Halpern is also being more reserved in his projections of growth for the almost-all-franchised chain. Earlier this year, Big Chicken in press releases boasted having 350 units in development, for example.

Now, Halpern says six are under construction currently (three of them in other countries), and he expects another 20 to 30 to be under construction next year.

Some development announcements, like a 45-unit deal in South Florida, for example, are no longer in the works. 

Now, Halpern said the company is being very selective about the type of franchisees they will grow with, looking at smaller, multi-concept groups and “hands-on” operators.

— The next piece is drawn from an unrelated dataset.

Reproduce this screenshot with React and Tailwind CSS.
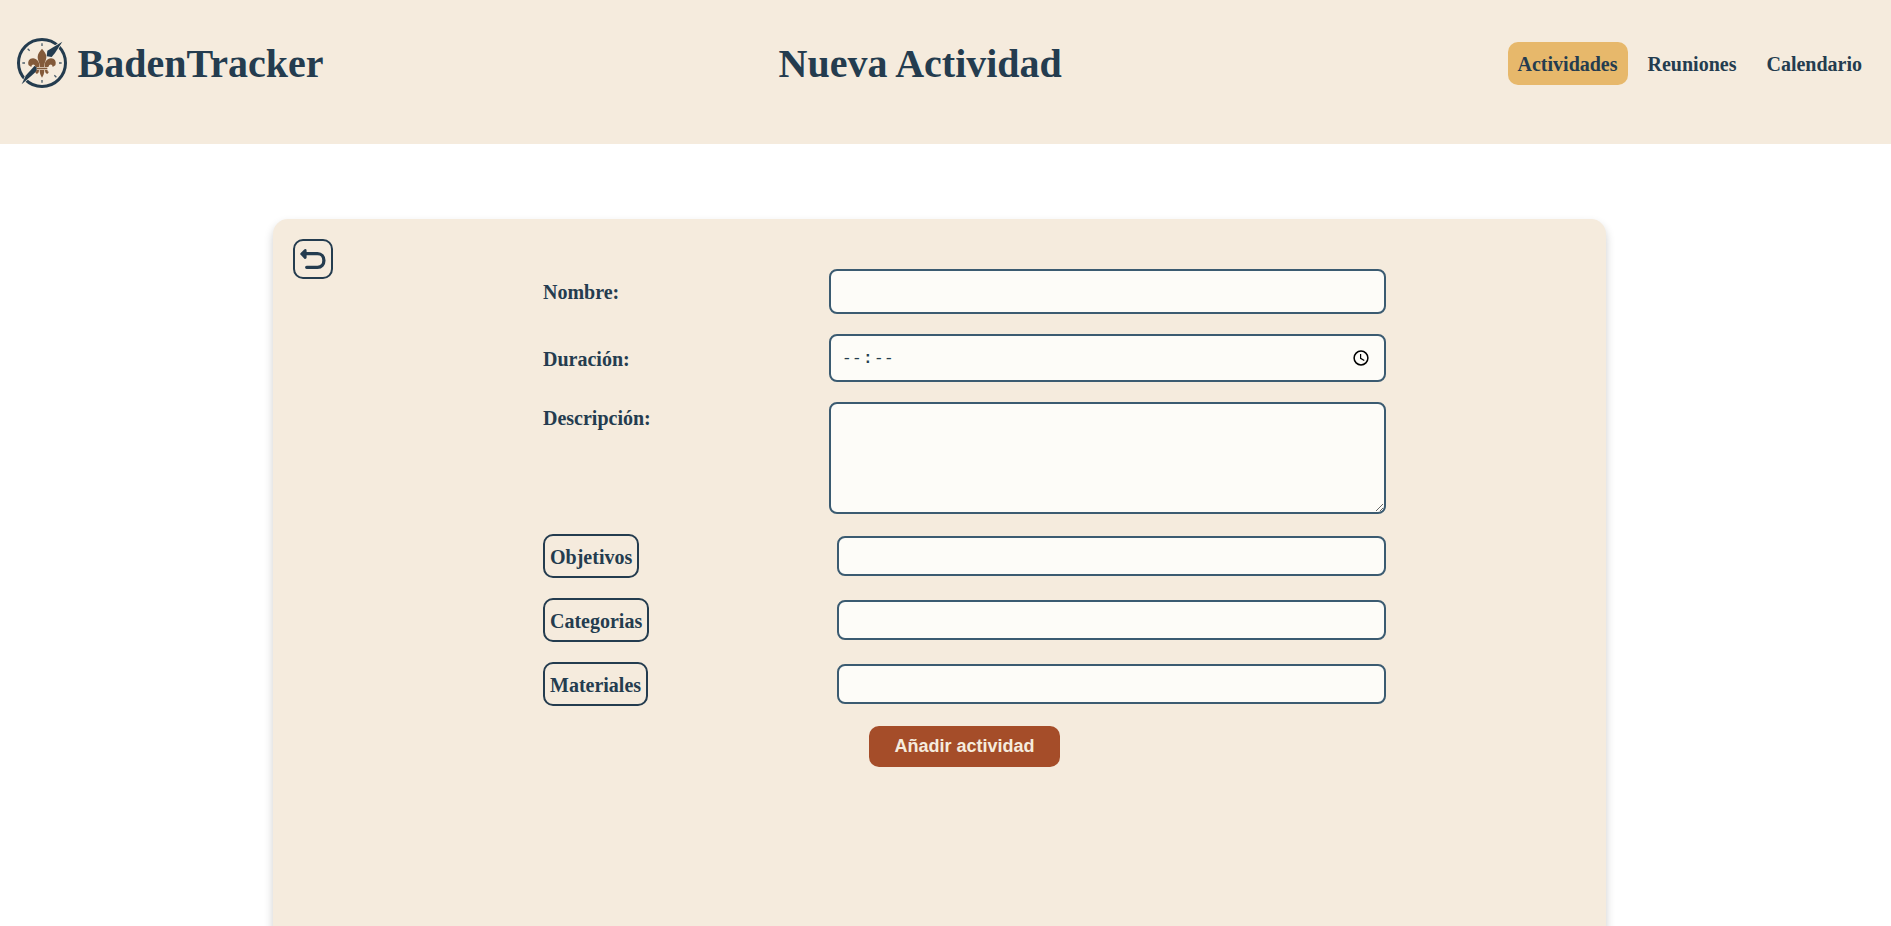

O’Neal’s celebrity initially brought a ton of franchisee interest, but Halpern said some 5,000 applicants have been turned away since franchising was launched four years ago.

“We came out of the box so smoking hot, that actually causes problems long term,” he said. “I thought I was being selective as hell.”

Sales last year were up 146% to $25 million, all on unit growth. The chain ended 2024 with 34 units, a 161% increase, according to Restaurant Business sister-brand Technomic.

But Big Chicken’s average unit volume in 2024 was about $1 million, down from $1.1 million the prior year, according to Technomic.

Halpern sees international growth as an opportunity for Big Chicken. “Shaq is a global brand,” he said.

The brand is open in an arena in the United Kingdom, and, soon, an arena in Canada. A franchisee is working to open brick-and-mortar locations in Toronto, and three are coming to Honduras in the next six months.

But Halpern said the company is focused on improving domestic performance.

Whenever Halpern runs into O’Neal’s mother, known as “Mama Lucille,” she embraces him and thanks him for shepherding the family business.

He feels the weight of that responsibility, he said. And that’s why he’s willing to take a few steps back, even if it doesn’t necessarily look good in the media.

“We want to make sure we’re building this the right way,” said Halpern. “For Shaq, this is his legacy.”